For AJ Ortiz, MSSP ’20, a student who recently completed the CHILD USA Social Science Fellowship Program, the opportunity aligned with both his existing policy interests and professional ambitions. Prior to enrolling in the MSSP program at SP2, Ortiz researched faculty members whose research areas aligned with his experience in the child welfare field. He consequently became aware of Hamilton’s work and the CHILD USA organization, and eventually enrolled in Hamilton’s Children and the Law seminar at Penn’s Fels Institute of Government.

“The course gave me the opportunity to read a lot of case law on children’s rights and further develop my interests in oversight of residential treatment facilities. Once I learned more about CHILD USA’s work and got to know Professor Hamilton, I knew that an internship at the organization would be a great fit,” Ortiz said. “My previous work experience advocating for youth in foster care who had experienced sexual abuse prepared me for the work, and the issue was something I had become interested in working on in terms of prevention.”

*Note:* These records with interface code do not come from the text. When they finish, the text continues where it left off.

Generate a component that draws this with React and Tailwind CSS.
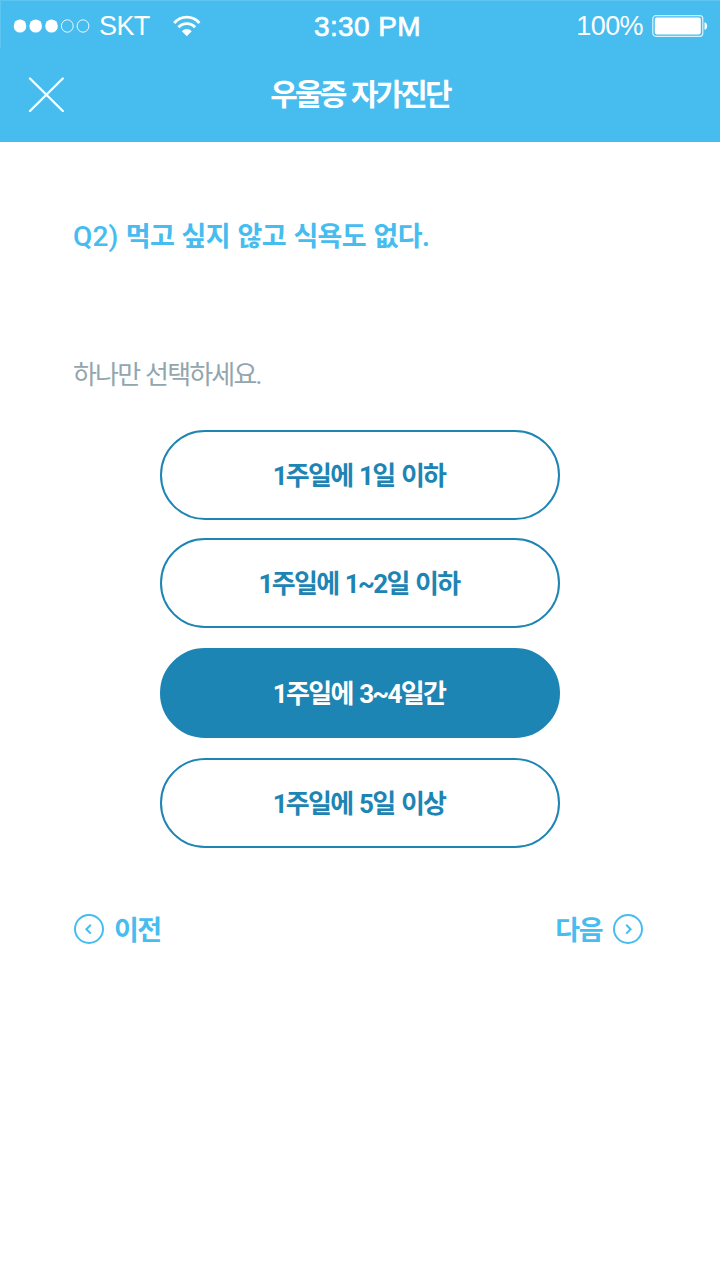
const options = [
  { label: '1주일에 1일 이하', gap: '' },
  { label: '1주일에 1~2일 이하', gap: 'mt-[18px]' },
  { label: '1주일에 3~4일간', gap: 'mt-5', selected: true },
  { label: '1주일에 5일 이상', gap: 'mt-5' },
];

function Signal() {
  return (
    <svg className="ml-[12px] h-[14px] w-[78px] shrink-0" viewBox="0 0 78 14">
      <g fill="#fff">
        <ellipse cx="7" cy="7" rx="6.3" ry="6.6" />
        <ellipse cx="22.7" cy="7" rx="6.3" ry="6.6" />
        <ellipse cx="38.5" cy="7" rx="6.3" ry="6.6" />
      </g>
      <g fill="none" stroke="#fff" strokeWidth="1" strokeOpacity=".9">
        <ellipse cx="54.3" cy="7" rx="5.900" ry="6.2" />
        <ellipse cx="70" cy="7" rx="5.900" ry="6.2" />
      </g>
    </svg>
  );
}

function Wifi() {
  return (
    <svg className="ml-[23px] h-[22px] w-[28px] shrink-0" viewBox="0 0 28 22">
      <g fill="none" stroke="#fff" strokeWidth="2.9">
        <path d="M1.2 7.9C8.2 .2 19.4 .2 26.400 7.9" />
        <path d="M5.500 12.300C10 7.400 17.600 7.400 22.100 12.300" />
      </g>
      <path d="M8.900 16.200C11.600 13.200 16 13.200 18.700 16.200L13.800 21.200z" fill="#fff" />
    </svg>
  );
}

function Battery() {
  return (
    <svg className="ml-[9px] h-[22px] w-[56px] shrink-0" viewBox="0 0 56 22">
      <rect x=".8" y=".7" width="50" height="20.6" rx="3" fill="none" stroke="#fff" strokeOpacity=".8" strokeWidth="1.2" />
      <rect x="2.8" y="2.6" width="46" height="16.8" rx="1.8" fill="#fff" />
      <path d="M52.5 7.2C54.2 7.4 55.2 9 55.2 11s-1 3.600-2.700 3.800z" fill="#fff" />
    </svg>
  );
}

function Chevron({ next }) {
  return (
    <svg className="size-[30px] shrink-0" viewBox="0 0 30 30" fill="none" stroke="#46bcef" strokeWidth="2">
      <circle cx="15" cy="15" r="14" />
      <path d={next ? 'M13.200 10.800L17.600 15.200L13.200 19.600' : 'M16.800 10.800L12.400 15.200L16.800 19.600'} />
    </svg>
  );
}

export default function App() {
  return (
    <div className="flex h-[1280px] w-[720px] flex-col overflow-hidden bg-white font-['Roboto','Noto_Sans_CJK_KR',sans-serif]">
      <header className="h-[142px] bg-[#46bcef] text-white">
        <div className="grid h-12 grid-cols-3 border-t border-l border-[#5dc5f1] font-['Liberation_Sans',sans-serif] text-[27px] leading-none">
          <div className="flex h-[50px] items-center">
            <Signal />
            <span className="ml-[8px] pt-px tracking-[-0.6px]">SKT</span>
            <Wifi />
          </div>
          <div className="flex h-[50px] items-center justify-center pt-px pl-[14px] text-[28px] tracking-[0.4px] [-webkit-text-stroke:0.7px_white]">3:30 PM</div>
          <div className="flex h-[50px] items-center justify-end pr-[12px]">
            <span className="pt-px tracking-[-0.6px]">100%</span>
            <Battery />
          </div>
        </div>
        <div className="grid h-[94px] grid-cols-[120px_1fr_120px] items-center">
          <button aria-label="닫기" className="ml-7 size-9">
            <svg className="size-9" viewBox="0 0 36 36" stroke="#fff" strokeWidth="2.3" strokeLinecap="round">
              <path d="M2 1.500L34.800 34M34.800 1.500L2 34" />
            </svg>
          </button>
          <h1 className="text-center text-[30px] leading-[40px] font-bold tracking-[-2.9px] whitespace-nowrap [word-spacing:2px]">우울증 자가진단</h1>
        </div>
      </header>
      <main className="flex flex-col px-[73px]">
        <h2 className="mt-[75px] h-10 text-[27px] leading-10 font-bold tracking-[-0.6px] whitespace-nowrap text-[#46bcef] [word-spacing:1.3px]"><span className="text-[28px] font-medium tracking-[0.1px]">Q2)</span> 먹고 싶지 않고 식욕도 없다.</h2>
        <p className="mt-[98px] h-10 text-[26px] leading-10 tracking-[-1.8px] whitespace-nowrap text-[#93a5ad] [word-spacing:1px]">하나만 선택하세요.</p>
        <div className="mt-[35px] flex flex-col items-center">
          {options.map(({ label, gap, selected }) => (
            <button
              key={label}
              className={`flex h-[90px] w-[400px] items-center justify-center rounded-full border-2 border-[#1d85b4] pt-[2px] pr-[2px] text-[26px] leading-10 font-bold tracking-[-1.7px] whitespace-nowrap [word-spacing:1.7px] ${gap} ${selected ? 'bg-[#1d85b4] text-white' : 'text-[#1d85b4]'}`}
            >
              {label}
            </button>
          ))}
        </div>
        <nav className="mt-[61px] flex h-10 items-center justify-between pr-[4px] pl-[1px] text-[27px] leading-10 font-bold tracking-[-1.5px] text-[#46bcef]">
          <button className="flex items-center gap-[10px]"><Chevron /><span className="pt-[3px]">이전</span></button>
          <button className="flex items-center gap-[11px]"><span className="pt-[3px]">다음</span><Chevron next /></button>
        </nav>
      </main>
    </div>
  );
}
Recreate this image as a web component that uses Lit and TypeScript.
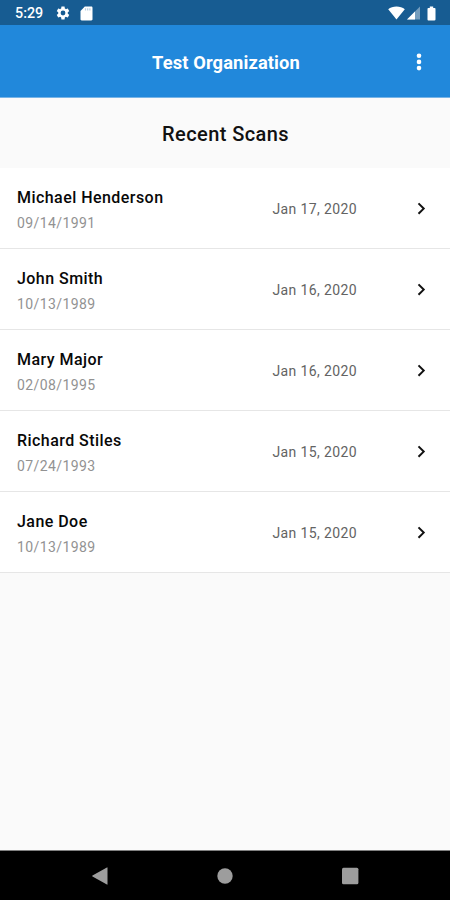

During his internship at CHILD USA, Ortiz conducted literature reviews, synthesized research on child sexual abuse, and researched policies related to child protection in youth-serving organizations. He also helped analyze survey data and edited white papers and articles that the organization was preparing for publication.

“My role was to help keep the organization up to speed on the best social science research on child sexual abuse prevention and to apply it to the world of policymaking,” he explained. “I came to Penn to specialize in child welfare and child protection policy, so this internship was a great fit.”

Another key takeaway from the Social Science Fellowship was learning about how think tanks can influence law and social policy—an experience that Ortiz says will greatly inform his future contributions to the child welfare field.

“Prior to coming to Penn, I had been interested in think tank work, but did not understand exactly how these organizations influenced social change,” Ortiz said. “Now, I am excited to be involved in this line of work and find it to be an interesting mix of social theory, legal advocacy, and statistical analysis.”

“The internship also helped me better understand how my skillset fits into the field of social policy. Being able to work with data and turn insights from research into policy recommendations is a valuable skill that is in high demand,” he continued. “This mix of skills will definitely allow me to make an impact in the field of child protection, and I am grateful for the opportunities I have had through the MSSP program and at CHILD USA to develop those skills.”

In addition to his previous experience, Ortiz emphasized that the MSSP program’s coursework equipped him with complementary skills and knowledge that he drew upon during the internship. Ortiz’s experience and interest were so well-suited for the organization that, following his time as an intern, he was hired as a full-time social science researcher at CHILD USA.

“The MSSP program prepared me to excel in this role by including coursework in research and evaluation, statistics, and policy analysis. I appreciated the curriculum’s balance of teaching students how to navigate the policymaking process, as well as teaching concrete skills like statistical programming,” he said. “These skills and my specific interests in complex trauma and child welfare helped me acquire the internship opportunity and, later, a full-time job opportunity.”

Ortiz encourages current and incoming MSSP students to apply for the Social Science Fellowship Program, noting that future interns in the social science department will likely have the chance to assist with complex data analysis projects.

“CHILD USA often uses surveys to assess the extent of issues related to child sexual abuse in large youth-serving organizations, and we need talented students to help understand the data we receive,” he said. “I highly encourage students coming to SP2 to consider developing a specialized area of policy expertise and to take courses and electives that will help them make connections in those related fields. For me, that made the internship process easier to get started and more valuable in the end.”